Information transparency about the benefits and challenges of myriad technologies is limited, and unfortunately not all fleets are in a position to test the technologies themselves. The industry still needs real-world data and information to be able to make informed decisions when it comes to investments that impact the future of their business.

We’re seeing progress in this area. More and more, fleets are willing to share data, and GHG emissions regulations help the industry to work around common goals. At Trucking Efficiency, an initiative of Carbon War Room and the North American Council for Freight Efficiency, we believe there’s still a huge opportunity for real-world demonstrations of just how far we can go to improve MPG – it’s never been done before at a large scale. That’s why, as an initiative dedicated to profitable efficiency and reduced GHG emissions, we conceived Run on Less — a first-of-its-kind cross-country roadshow to showcase advancements in fuel efficiency.

Launching in September, the goal is to prove that achieving fuel efficiency of 9 miles per gallon is possible in a variety of terrains, weather and loads.  

Seven fleets have stepped up to take part in Run on Less. Albert Transport, PepsiCo’s Frito Lay division, Hirschbach, Messila Valley Transportation, Nussbaum Transportation Ploger Transportation and US Xpress are on board to show the world how their investments in technology have paid off in fuel economy improvements.

Even with fuel prices down from their high of $4 a gallon just a few years ago, these fleets are seeing significant cost savings as fuel is one of their biggest expenses representing 25 percent of their vehicle-based costs. In other words, a truck traveling 100,000 a year getting 6.3 mpg and paying $2.50 per gallon gas spends $40,000 per year on fuel. At 1.7 million trucks on the road, that is $68 billion in fuel costs for the industry as a whole.

These fleets represent a cross section of sizes and haul a variety of loads from light to heavy and include a private fleet as well as a mix of for-hire carriers. Altogether they operate nearly 11,000 tractors and 26,000 trailers with the largest operating 7,000 trucks and the smallest being an owner-operator with one truck.

The wide subscription for this event shows that despite questions around whether the GHG Phase 2 emissions regulations will transpire, and how the U.S. Paris Agreement withdrawal will impact the sustainability initiatives of American businesses, North American fleets across the board have an appetite for progress. After all, freight efficiency drastically helps the bottom line. It’s a win-win for business and the environment.

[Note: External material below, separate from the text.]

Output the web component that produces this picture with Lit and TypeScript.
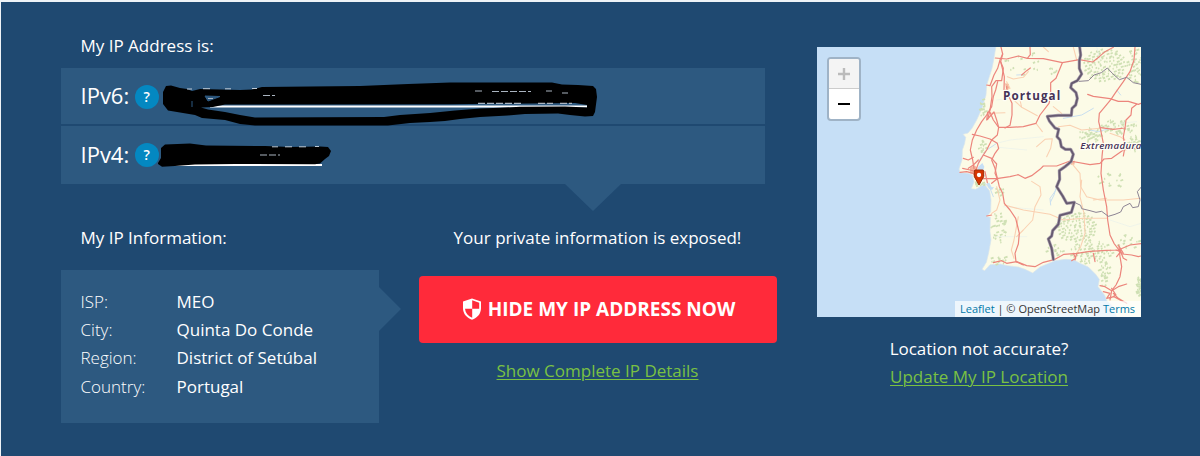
import { LitElement, html, css, svg } from "lit";
import { customElement } from "lit/decorators.js";

const MAJOR_ROADS = [
  "M573 21 L578 42 L572 65 L577 85 L583 110 L582 150",
  "M556 54 L590 57 L625 48 L652 55 L700 56 L757 68 L808 59 L848 66 L868 50 L885 35 L910 22",
  "M660 21 L661 44 L652 55",
  "M578 42 L570 60 L563 85 L552 105 L540 137 L530 135",
  "M572 65 L580 85 L575 122 L558 122 L545 140 L546 170 L540 210 L533 238",
  "M563 125 L557 150 L550 170 L545 200 L530 225 L515 245 L500 270 L487 300 L481 330 L488 360 L492 385",
  "M757 68 L746 95 L738 115 L722 128 L722 170 L717 190 L690 225 L678 250 L640 260 L600 262 L566 262 L550 240 L540 217",
  "M590 140 L592 160 L606 190 L606 225 L600 256 L585 264",
  "M533 217 L530 240 L552 216 L560 240 L566 262 L562 285 L545 300 L530 330 L520 345 L505 370 L498 390",
  "M487 283 L510 288 L540 297 L562 310 L566 325 L555 340 L545 360 L555 385 L562 415 L568 440 L578 460 L583 490 L600 510 L617 535 L622 555 L628 580 L625 612 L615 640 L618 665 L640 675",
  "M520 345 L545 355 L560 372 L555 400 L562 416",
  "M460 355 L475 360 L490 352 M458 385 L480 390 L500 395 L510 405 L520 416 L560 416 L600 410 L625 404 L645 415 L665 407 L690 388 L700 378 L740 378 L780 363 L840 374 L870 370 L882 357 L905 355 L940 330 L975 325 L992 318",
  "M450 397 L470 395 L490 400 L500 420 M475 385 L490 375 L505 360 M525 395 L532 428 M562 416 L545 430",
  "M975 21 L972 60 L960 95 L940 125 L915 160 L903 178 L885 200 L868 220 L866 245 L872 270 L880 310 L876 350 L873 400 L880 450 L890 500 L893 540 L900 585 L912 610 L927 630",
  "M833 163 L850 169 L900 176 L925 184 L955 184 L985 193 L993 190",
  "M872 263 L910 268 L945 264 L948 240 L963 225 L965 205 L980 193",
  "M945 264 L940 290 L945 320 L940 348",
  "M550 668 L575 662 L590 670 L620 665 L650 677 L675 680 L700 667 L735 658 L762 643 L800 640 L840 634 L890 631 L925 630 L960 615 L993 611",
  "M925 630 L937 642 L965 645 L985 650 L993 648 M927 620 L930 650 L935 680 L930 710 L918 735 L905 752 L900 780",
  "M930 630 L940 655 L950 660 M918 630 L932 635 L920 650 M925 615 L940 640",
  "M870 737 L885 740 L905 752 L925 740 L950 732 M880 755 L900 760 L890 775 L912 770 L940 785 M905 745 L918 765 L900 775 M910 760 L925 775 L950 790",
  "M790 640 L797 655 L785 662 M800 640 L795 660 M850 640 L855 665",
  "M530 528 L545 525 M635 105 L650 92 L661 84",
];

const MINOR_ROADS = [
  "M592 110 L610 117 L640 112 L655 95 M590 125 L600 145 L580 150",
  "M606 175 L635 202 L660 215 L682 227 M635 202 L630 180 M678 250 L697 275",
  "M680 320 L705 298 L727 296 L722 325 L710 350 M540 220 L585 218",
  "M730 200 L755 220 M665 424 L690 440 L693 465 L675 500 L668 540 L640 570 L620 590",
  "M583 495 L640 510 L720 523 L760 540 L820 535 L890 535",
  "M790 21 L800 60 M700 21 L715 35",
  "M745 260 L780 256 L815 270 L870 265 M785 370 L810 400 L812 440 L830 470 L870 480 L940 480 L992 475",
  "M815 420 L810 470 L822 520 L825 580 L812 620 L800 640",
  "M900 280 L930 290 L945 300 M850 480 L890 475 M560 440 L570 480 L560 510 L545 520",
  "M625 530 L612 600 L604 630 L612 655",
];

const RIVERS = [
  "M722 485 L732 465 L738 445 M738 450 L720 475 L722 495 M760 235 L815 225 L850 205",
  "M505 365 L530 330 L560 310 M525 430 L540 445 L550 470",
  "M840 270 L865 275 L900 265 M920 150 L932 165 M620 105 L640 104",
];

/** Faint streams that barely show over the land. */
const STREAMS = [
  "M560 310 L600 300 L700 290 M580 500 L640 505 L700 510 M545 320 L650 330 M560 180 L700 160",
  "M860 20 L870 60 M930 250 L980 245 M560 590 L650 590 M900 540 L960 560 L993 550",
];

/** Patches of woodland as [x, y, spread x, spread y, number of tufts]. */
const WOODS: number[][] = [
  [880, 75, 65, 50, 105], [970, 75, 24, 55, 36], [515, 205, 9, 28, 16],
  [840, 285, 38, 24, 30], [920, 260, 58, 22, 42], [795, 560, 62, 45, 90],
  [840, 635, 65, 36, 65], [565, 560, 24, 48, 30], [565, 455, 15, 15, 10],
  [515, 320, 13, 20, 12], [725, 90, 12, 12, 5], [900, 420, 45, 24, 14],
  [985, 740, 10, 30, 28], [880, 690, 18, 25, 17], [505, 431, 15, 7, 10],
  [730, 630, 28, 18, 15], [565, 660, 30, 14, 12], [950, 605, 35, 22, 14],
  [640, 70, 60, 34, 14], [970, 310, 22, 26, 25], [880, 720, 12, 20, 8],
];

/** Low-discrepancy scatter, so the woodland keeps the same shape on every render. */
function tufts(): string {
  let d = "";
  let n = 1;
  for (const [cx, cy, rx, ry, count] of WOODS) {
    for (let i = 0; i < count; i++, n++) {
      const a = ((n * 0.5698403) % 1) * Math.PI * 2;
      const r = Math.sqrt((n * 0.7548777) % 1);
      const x = cx + Math.cos(a) * r * rx;
      const y = cy + Math.sin(a) * r * ry;
      const w = 3 + (n % 4) * 1.8;
      d += `M${x.toFixed(1)} ${y.toFixed(1)}l${w} -3l2 5l-${w} 3z`;
    }
  }
  return d;
}

@customElement("ip-map")
export class IpMap extends LitElement {
  static styles = css`
    :host {
      display: grid;
      width: 324px;
      height: 270px;
      overflow: hidden;
      position: relative;
      background: #c6dff6;
      text-align: left;
    }
    .tiles { display: block; width: 324px; height: 270px; }
    .sea { fill: #c6dff6; }
    .land { fill: #fcfbe7; stroke: #d9e6ec; stroke-width: 2; }
    .woods { fill: #cfe0b4; }
    .city { fill: #f4b79d; }
    .line { fill: none; stroke-linejoin: round; stroke-linecap: round; }
    .river { stroke: #c9dff0; stroke-width: 3; }
    .stream { stroke: #edf3ea; stroke-width: 2.5; }
    .minor { stroke: #fad1b2; stroke-width: 3.2; }
    .major { stroke: #ec857c; stroke-width: 3.6; }
    .region { stroke: #8d8494; stroke-width: 3; }
    .border-halo { stroke: #aaa0ae; stroke-width: 9.5; }
    .border { stroke: #665a70; stroke-width: 5.5; }
    .label {
      font-family: "Open Sans", sans-serif;
      font-weight: 700;
      fill: #453257;
      stroke: #fffef5;
      stroke-width: 7;
      stroke-linejoin: round;
      paint-order: stroke;
    }
    .country { font-size: 35px; letter-spacing: 3.2px; }
    .area { font-size: 29px; font-style: italic; font-weight: 600; letter-spacing: 1px; }
    .pin { fill: #d63400; stroke: #9e2c07; stroke-width: 3; }
    .eye { fill: #fff; }
    .zoom {
      position: absolute;
      left: 10px;
      top: 10px;
      width: 30px;
      border: 2px solid #9fb3c6;
      border-radius: 4px;
      background: #fff;
      overflow: hidden;
    }
    .step { display: grid; place-items: center; box-sizing: border-box; height: 30px; }
    .step.off { background: #f4f4f4; border-bottom: 1px solid #ccc; }
    .step svg { display: block; }
    .credit {
      position: absolute;
      right: 0;
      bottom: 0;
      box-sizing: border-box;
      width: 186px;
      height: 16px;
      padding-left: 5px;
      background: rgba(255, 255, 255, 0.7);
      color: #333;
      font: 11px/16px "Open Sans", sans-serif;
      white-space: nowrap;
    }
    .credit a { color: #0078a8; }
  `;

  render() {
    const paths = (list: string[], cls: string) =>
      list.map((d) => svg`<path class="line ${cls}" d=${d} />`);
    const frontier =
      "M809 21 L812 45 L808 62 L808 85 L815 102 L802 122 L785 130 L782 143 L798 158 L802 175 L797 195 L786 205 L784 226 L745 226 L712 229 L718 243 L735 264 L746 268 L741 290 L750 300 L754 320 L766 328 L782 328 L790 343 L783 365 L765 380 L748 392 L749 418 L740 440 L758 468 L770 490 L793 487 L784 517 L750 526 L745 553 L728 572 L725 588 L715 597 L725 625 L730 658";
    return html`
      <svg class="tiles" viewBox="21 21 972 810">
        <rect class="sea" x="21" y="21" width="972" height="810" />
        <path class="land" d="M558 18 L550 65 L546 85 L530 135 L528 165 L516 205 L500 240 L486 265 L474 279 L459 283 L467 292 L464 310 L457 330 L456 360 L447 387 L450 398 L475 400 L487 405 L492 425 L484 446 L497 448 L523 433 L539 453 L543 480 L542 515 L530 530 L541 532 L540 575 L543 600 L536 638 L529 667 L516 688 L524 692 L540 674 L570 672 L592 677 L625 681 L645 688 L668 699 L690 681 L735 662 L765 658 L790 659 L810 670 L835 681 L857 703 L868 718 L864 740 L884 766 L891 784 L905 795 L920 831 L996 834 L996 18 Z" />
        <path class="woods" d=${tufts()} />
        <path class="sea" d="M500 398 L505 380 L517 369 L523 380 L518 397 L526 408 L513 407 Z M530 430 L538 428 L545 442 L552 441 L546 450 L536 445 Z" />
        <path class="city" d="M480 383 l14 -7 l8 8 l-4 22 l-18 -6 z M585 130 l12 2 l0 15 l-8 4 z M782 364 l13 -2 l-2 12 l-10 0 z" />
        ${paths(STREAMS, "stream")} ${paths(RIVERS, "river")}
        ${paths(MINOR_ROADS, "minor")} ${paths(MAJOR_ROADS, "major")}
        <path class="line region" d="M808 124 L835 122 L852 105 L874 98 L892 84 L908 101 L928 119 L950 112 L970 128 L993 133" />
        <path class="line region" d="M793 487 L812 496 L815 506 L840 512 L858 517 L875 514 L895 529 L915 523 L932 516 L940 500 L960 490 L968 503 L985 500 L990 480 L982 455 L993 442" />
        <path class="line border-halo" d=${frontier} />
        <path class="line border" d=${frontier} />
        <text class="label country" x="579" y="179">Portugal</text>
        <text class="label area" x="811" y="328">Extremadura</text>
        <path class="pin" d="M493 393 Q493 390 496 390 H518 Q521 390 521 393 V410 L507 435 L493 410 Z" />
        <circle class="eye" cx="507" cy="405" r="6.5" />
      </svg>
      <div class="zoom">
        <div class="step off">
          <svg width="14" height="14"><path d="M7 1V13M1 7H13" stroke="#bbb" stroke-width="2.4" /></svg>
        </div>
        <div class="step">
          <svg width="14" height="14"><path d="M1 7H13" stroke="#000" stroke-width="2" /></svg>
        </div>
      </div>
      <div class="credit"><a>Leaflet</a> | © OpenStreetMap <a>Terms</a></div>
    `;
  }
}

@customElement("app-root")
export class AppRoot extends LitElement {
  static styles = css`
    :host {
      display: block;
      box-sizing: border-box;
      height: 456px;
      padding: 2px 0 0 1px;
      background: #eef3f7;
      color: #fff;
      font: 17px/28px "Open Sans", sans-serif;
    }
    .banner {
      position: relative;
      display: flex;
      gap: 40px;
      box-sizing: border-box;
      height: 454px;
      padding: 0 0 0 60px;
      background: #1f4971;
      white-space: nowrap;
    }
    .main { width: 716px; padding-top: 30px; }
    .title { padding-left: 19.5px; }
    .addresses {
      position: relative;
      display: grid;
      grid-template-rows: 56px 58px;
      gap: 2px;
      width: 704px;
      margin-top: 8px;
    }
    .address {
      display: flex;
      align-items: center;
      gap: 6px;
      padding: 0 0 2px 19.5px;
      background: #2d5980;
      font-size: 22px;
    }
    .address + .address { padding-bottom: 3px; }
    .help {
      display: grid;
      place-items: center;
      width: 24px;
      height: 24px;
      margin: 3px 0 0 -0.5px;
      border-radius: 50%;
      background: #0488c1;
      font-size: 14px;
      line-height: 22px;
      font-weight: 600;
    }
    .down {
      position: absolute;
      left: 504px;
      top: 116px;
      width: 56px;
      height: 27px;
      background: #2d5980;
      clip-path: polygon(0 0, 100% 0, 50% 100%);
    }
    .columns { display: flex; gap: 40px; margin-top: 40px; }
    .info { width: 318px; }
    .facts {
      position: relative;
      display: grid;
      grid-template-columns: 96px 1fr;
      grid-auto-rows: 28.2px;
      align-content: start;
      box-sizing: border-box;
      height: 153px;
      margin-top: 18px;
      padding: 18px 20px 0 19.5px;
      background: #2d5980;
    }
    .name { font-weight: 300; }
    .right {
      position: absolute;
      left: 318px;
      top: 17px;
      width: 22px;
      height: 44px;
      background: #2d5980;
      clip-path: polygon(0 0, 100% 50%, 0 100%);
    }
    .action { width: 357px; padding-right: 1px; text-align: center; }
    .button {
      display: flex;
      align-items: center;
      justify-content: center;
      gap: 6px;
      box-sizing: border-box;
      width: 358px;
      height: 67px;
      margin: 24px 0 14px;
      padding: 0 0 2px 1px;
      border-radius: 4px;
      background: #ff2a3a;
      font-size: 19px;
      font-weight: 700;
    }
    .shield { display: block; }
    .link { color: #7ac143; text-decoration: underline; text-underline-offset: 2px; text-decoration-thickness: 1px; }
    .place { width: 324px; padding-top: 45px; text-align: center; }
    .note { margin-top: 18px; }
    .ink { position: absolute; left: -1px; top: -2px; }
  `;

  private facts = [
    ["ISP:", "MEO"],
    ["City:", "Quinta Do Conde"],
    ["Region:", "District of Setúbal"],
    ["Country:", "Portugal"],
  ];

  render() {
    return html`
      <div class="banner">
        <div class="main">
          <div class="title">My IP Address is:</div>
          <div class="addresses">
            <div class="address"><span>IPv6:</span><span class="help">?</span></div>
            <div class="address"><span>IPv4:</span><span class="help">?</span></div>
            <div class="down"></div>
          </div>
          <div class="columns">
            <div class="info">
              <div class="title">My IP Information:</div>
              <div class="facts">
                ${this.facts.map(([k, v]) => html`<span class="name">${k}</span><span>${v}</span>`)}
                <div class="right"></div>
              </div>
            </div>
            <div class="action">
              <div>Your private information is exposed!</div>
              <div class="button">
                <svg class="shield" width="20" height="22" viewBox="0 0 20 22">
                  <path d="M10 0.5 L19 3.5 V10 C19 16 15 20 10 21.7 C5 20 1 16 1 10 V3.5 Z" fill="#fff" />
                  <path d="M10.2 2.2 L17.2 4.7 V10.8 H10.2 Z M3 10.8 H10.2 V19.8 C6 18 3.4 15 3 10.8 Z" fill="#ff2a3a" />
                </svg>
                <span>HIDE MY IP ADDRESS NOW</span>
              </div>
              <a class="link">Show Complete IP Details</a>
            </div>
          </div>
        </div>
        <div class="place">
          <ip-map></ip-map>
          <div class="note">Location not accurate?</div>
          <a class="link">Update My IP Location</a>
        </div>
        <svg class="ink" width="620" height="180">
          <path d="M210 106.5H590" stroke="#fff" stroke-width="2" />
          <path d="M173 165H322" stroke="#fff" stroke-width="2" />
          <path fill-rule="evenodd" d="M163 92 L166 86 L171 85.5 L180 88 L187 89 L192 91 L200 89 L240 90 L252 89.5 L262 87 L310 86.5 L360 86 L408 84 L450 82.5 L552 82.5 L562 84.5 L578 85 L593 86 L596 89 L597 97 L595 112 L593 116 L585 116.5 L570 115 L558 113.5 L525 114 L508 115.5 L480 117 L460 119 L445 121 L430 122 L410 123 L388 125.5 L255 125.5 L240 124 L225 120 L202 118 L195 115 L180 112.5 L168 110.5 L163 104 Z
            M201 107.5 L213 107 L225 104.5 L450 104.2 L575 103 L587 105 L587 107.5 L565 106.5 L520 106.8 L500 107.8 L480 108.5 L455 110.5 L430 113 L400 115 L384 117 L255 117.5 L240 115 L225 112 L208 109.5 Z" />
          <path d="M158 163 L161 158 L161 148 L165 144.5 L190 143.5 L206 145.5 L265 146 L290 147 L320 146.5 L328 147 L331 151 L329 156 L325 159 L320 163.5 L315 164.3 L235 164 L195 164.5 L175 166 L162 166.7 L158 164 Z" />
          <path d="M205 96 L220 96.5 L208 101 Z M192 101 v6" stroke="#2d5980" fill="#2d5980" />
          <path d="M208 98.5H213 M263 95.5H275 M475 91H482 M492 91.5H531 M546 91H552 M562 93H568 M478 103.3H523 M538 103.3H553 M560 103.3H572 M260 155H280" fill="none" stroke="#aab4c0" stroke-width="1.2" stroke-dasharray="7 2" />
          <path d="M187 89H192 M203 88.7H210 M225 88.8H231 M252 88.5H257 M272 146.8H278 M285 146.8H292 M299 146.8H306 M315 146.5H319" stroke="#bfcbd6" />
        </svg>
      </div>
    `;
  }
}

Each fleet is equipping its trucks with a combination of technologies it has chosen and uses in day-to-day operations. The only caveat is that all the technologies must be commercially available. Technologies will range from powertrain management and automated transmissions to aerodynamics, low-rolling resistance tires, idle reduction devices and other technologies that assist with improved freight efficiency. The goal is to prove that there is more than one way to operate efficiency. There is no one size fits all when it comes to a fleet reducing its fuel consumption.

Fleets also will select their own drivers and likely will choose ones who have proven through their driving habits that they are committed to contributing to the overall fuel efficiency of the fleet. It is estimated that the driver can have as much as a 30 percent influence on fuel economy.

Devices that measure fuel usage, idle time, time in cruise and more will be installed on each truck. Fuel economy and freight efficiency as well as dollars and carbon saved will be tracked and reported throughout the run at runonless.com.

For many of these fleets, saving fuel is just one piece in their larger commitment to reduce their impact on the environment and to reducing their carbon footprint.